De acordo com a Associação Brasileira da Indústria Elétrica e Eletrônica (Abinee), houve uma queda de 15,5% na produção das empresas do setor no primeiro trimestre, agravando o quadro de 2014, quando 6,1 mil postos de trabalho foram eliminados. Outros 1.030 empregados do setor perderam o emprego entre janeiro e março.

— As medidas que foram tomadas até agora só geraram insegurança nas empresas e nos trabalhadores, além de demostrar que o governo está mais preocupado em fazer caixa do que em fazer a economia voltar a crescer — queixa-se Humberto Barbato, presidente da Abinee.

Para o economista Fernando Zilveti, da FGV/Eaesp, o cenário ruim no mercado de trabalho reflete também a inabilidade do governo e das medidas que estão sendo adotadas:

— O ajuste (fiscal) é necessário, mas, até agora, o resultado foi um agravamento da crise. O governo fez um anúncio desastroso e passou insegurança para o mercado. É hora de repensar as medidas e tentar sair da crise demonstrando segurança ao mercado.

No Rio Grande Sul, os metalúrgicos da General Motors (GM) acompanham com apreensão as decisões da matriz, em São Paulo, que reduziu a produção e vem recorrendo a lay off (suspensão temporária do contrato de trabalho) e férias coletivas para ajustar a produção à baixa demanda — além do fim do benefício de redução do IPI. No Sindicato dos Metalúrgicos de Gravataí, as homologações de dispensas da GM já somam 500 desde outubro, passando de mil nos últimos 12 meses.

— Estamos muito preocupados com essa situação, e as perspectivas do mercado não são boas. Vamos começar uma campanha pelo emprego, para que os empresários não fiquem à vontade para demitir — afirma Valcir Ascari, presidente do sindicato, ressaltando, porém, que o momento é de cautela e negociação, porque o trabalhador ameaçado de demissão tem medo de se expor em um possível enfrentamento com as empresas.

Na região de Campinas, no interior de São Paulo, onde estão as fábricas da Toyota, da Honda e da Mercedes, além de grandes empresas do setor eletroeletrônico, como Samsung e Foxconn (que produz para a Apple), o sindicato local informa que, em 2014, foram demitidos 5.433 trabalhadores. E os cortes prosseguiram este ano: entre janeiro e abril, 450 vagas foram fechadas.
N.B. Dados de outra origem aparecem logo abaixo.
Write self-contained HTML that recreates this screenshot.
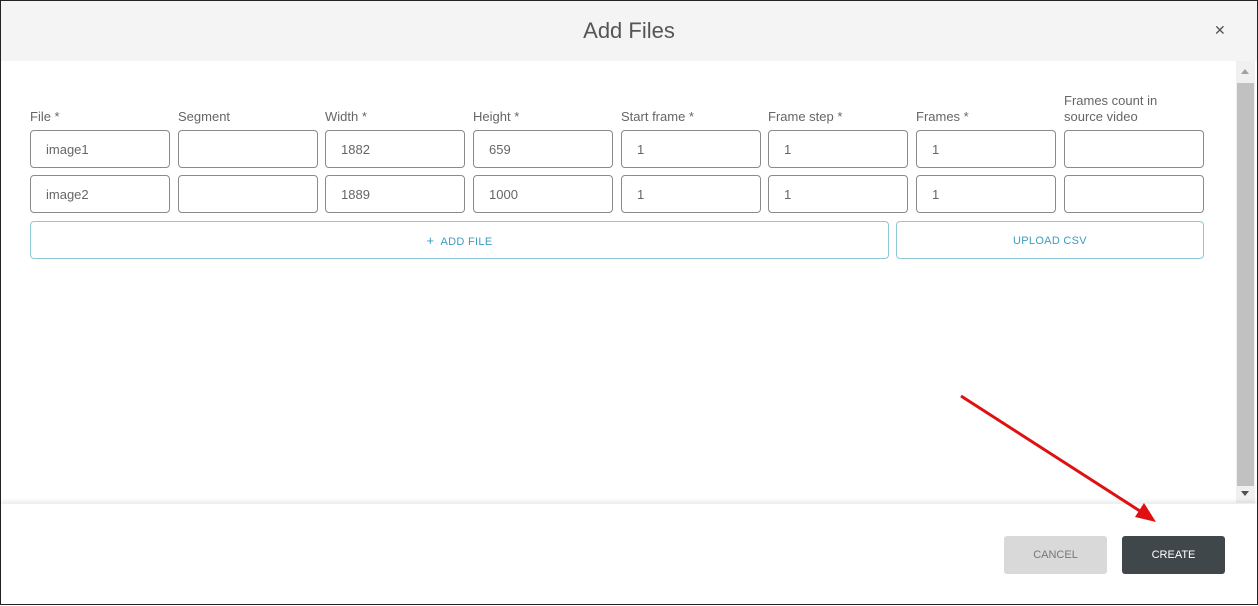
<!DOCTYPE html>
<html><head><meta charset="utf-8"><style>
*{box-sizing:border-box;margin:0;padding:0}
body{width:1258px;height:605px;overflow:hidden;background:#fff;font-family:"Liberation Sans",sans-serif;position:relative;border:1px solid #222}
.hdr{position:absolute;left:0;top:0;width:1256px;height:60px;background:#f4f4f4}
.title{position:absolute;left:0;width:1256px;top:17px;text-align:center;font-size:22px;color:#555}
.x{position:absolute;left:1213px;top:21px;font-size:14px;color:#555}
.lbl{position:absolute;font-size:13px;color:#666;line-height:16px}
.in{position:absolute;width:140px;height:38px;border:1px solid #8a8a8a;border-radius:4px;font-size:13px;color:#666;padding:11px 0 0 15px}
.btn{position:absolute;top:220px;height:38px;border:1px solid #8fc9d8;border-radius:4px;color:#3a9ec0;font-size:11px;text-align:center;line-height:38px;letter-spacing:.3px}
.sb{position:absolute;left:1235px;top:60px;width:19px;height:442px;background:#f0f0f0}
.thumb{position:absolute;left:1236px;top:82px;width:17px;height:403px;background:#c1c1c1}
.foot{position:absolute;left:0;top:503px;width:1256px;height:100px;background:#fff;box-shadow:0 -3px 4px rgba(0,0,0,.08)}
.cancel{position:absolute;left:1003px;top:535px;width:103px;height:38px;background:#d9d9d9;border-radius:3px;color:#777;font-size:11px;text-align:center;line-height:38px}
.create{position:absolute;left:1121px;top:535px;width:103px;height:38px;background:#40474b;border-radius:3px;color:#fff;font-size:11px;text-align:center;line-height:38px}
</style></head><body>
<div class="hdr"></div>
<div class="title">Add Files</div>
<div class="x">✕</div>
<div class="lbl" style="left:29px;top:108px">File *</div>
<div class="lbl" style="left:177px;top:108px">Segment</div>
<div class="lbl" style="left:324px;top:108px">Width *</div>
<div class="lbl" style="left:472px;top:108px">Height *</div>
<div class="lbl" style="left:620px;top:108px">Start frame *</div>
<div class="lbl" style="left:767px;top:108px">Frame step *</div>
<div class="lbl" style="left:915px;top:108px">Frames *</div>
<div class="lbl" style="left:1063px;top:92px">Frames count in<br>source video</div>

<div class="in" style="left:29px;top:129px">image1</div>
<div class="in" style="left:177px;top:129px"></div>
<div class="in" style="left:324px;top:129px">1882</div>
<div class="in" style="left:472px;top:129px">659</div>
<div class="in" style="left:620px;top:129px">1</div>
<div class="in" style="left:767px;top:129px">1</div>
<div class="in" style="left:915px;top:129px">1</div>
<div class="in" style="left:1063px;top:129px"></div>

<div class="in" style="left:29px;top:174px">image2</div>
<div class="in" style="left:177px;top:174px"></div>
<div class="in" style="left:324px;top:174px">1889</div>
<div class="in" style="left:472px;top:174px">1000</div>
<div class="in" style="left:620px;top:174px">1</div>
<div class="in" style="left:767px;top:174px">1</div>
<div class="in" style="left:915px;top:174px">1</div>
<div class="in" style="left:1063px;top:174px"></div>

<div class="btn" style="left:29px;width:859px"><span style="font-size:13px">+</span>&nbsp; ADD FILE</div>
<div class="btn" style="left:895px;width:308px">UPLOAD CSV</div>

<div class="sb"></div>
<div class="thumb"></div>
<div style="position:absolute;left:1240px;top:68px;width:0;height:0;border-left:4px solid transparent;border-right:4px solid transparent;border-bottom:5px solid #a0a0a0"></div>
<div style="position:absolute;left:1240px;top:490px;width:0;height:0;border-left:4px solid transparent;border-right:4px solid transparent;border-top:5px solid #505050"></div>

<div class="foot"></div>
<div class="cancel">CANCEL</div>
<div class="create">CREATE</div>

<svg style="position:absolute;left:0;top:0" width="1258" height="605">
<line x1="960" y1="395" x2="1142" y2="512" stroke="#e01010" stroke-width="3"/>
<polygon points="1155,521 1134,516 1143,502" fill="#e01010"/>
</svg>
</body></html>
— Os empresários estão aproveitando essa crise política e econômica para demitir e reduzir direitos trabalhistas — diz Sidalino Orce Júnior, presidente do Sindicato dos Metalúrgicos de Campinas e Região.

CONCESSIONÁRIAS TAMBÉM ELIMINAM VAGAS

Segundo o sindicalista, o caminho para evitar a demissão em massa é a mobilização. Ele cita a greve na Volkswagen no ABC, que, depois de dez dias de paralisação, levou a empresa a reconsiderar a demissão de 800 trabalhadores.

Em função do poder de mobilização dos trabalhadores, no ABC paulista, as montadoras já praticamente esgotaram as medidas de flexibilização do emprego (lay off, férias coletivas e licenças remuneradas) para evitar demissões. Mesmo assim, a Anfavea, associação que reúne as montadoras, contabilizou 4.900 trabalhadores demitidos entre janeiro e abril.

Somente na base do Sindicato dos Metalúrgicos do ABC, 3.198 vagas foram eliminadas nas montadoras. Outros 2.588 trabalhadores foram demitidos das empresas de autopeças. Tanto a Anfavea quanto o sindicato dizem que a maior parte dos demitidos aderiu aos programas de demissão voluntária (PDV) das montadoras. Nas autopeças, os benefícios se restringiram aos previstos por lei.

Ainda ontem. cerca de 4 mil trabalhadores da Volvo no Brasil entraram em greve após a companhia sueca iniciar negociações com 600 funcionários na fábrica de Curitiba sobre cortes salariais. A Volvo cita a forte queda na demanda por caminhões e está propondo que os trabalhadores mantenham seus empregos até o fim do ano, só que com salários mais baixos.

E a crise do setor automotivo já chegou às concessionárias de veículos, que, com queda nas vendas, eliminaram 12 mil postos de trabalho nos quatro primeiros meses do ano. Dados da Fenabrave, que reúne as revendedoras autorizadas, apontam que, no mesmo período, foram fechadas 250 concessionárias, número que deve atingir 258 até o fim do ano.

Na região de São Paulo, Guarulhos e Mogi das Cruzes, o Sindicato dos Metalúrgicos apurou 5.327 demissões entre janeiro e março, o que significa uma média diária de 150 homologações. O técnico em eletrônica David Reinaldo Abarca Ossa, de 51 anos, foi um dos demitidos em uma empresa de manutenção preventiva de equipamentos eletrônicos, na qual trabalhou por dois anos. Em 2009, no auge da crise financeira global, Ossa perdera o emprego pelos mesmos motivos.

— A situação não está nada fácil, mas acredito que nessa área que trabalho tenha mais chance de conseguir um novo emprego. Como tenho bastante, experiência acho que vou conseguir — conta Ossa, que na última quinta-feira foi ao sindicato assinar a rescisão.

Na indústria de máquinas e equipamentos, setor que vem passando por dificuldades há pelo menos dois anos, o desemprego atingiu 12.524 pessoas entre março de 2014 e março deste ano, uma redução de 4,9%. Em 2011, o setor empregava 260.700 trabalhadores, 20 mil a mais.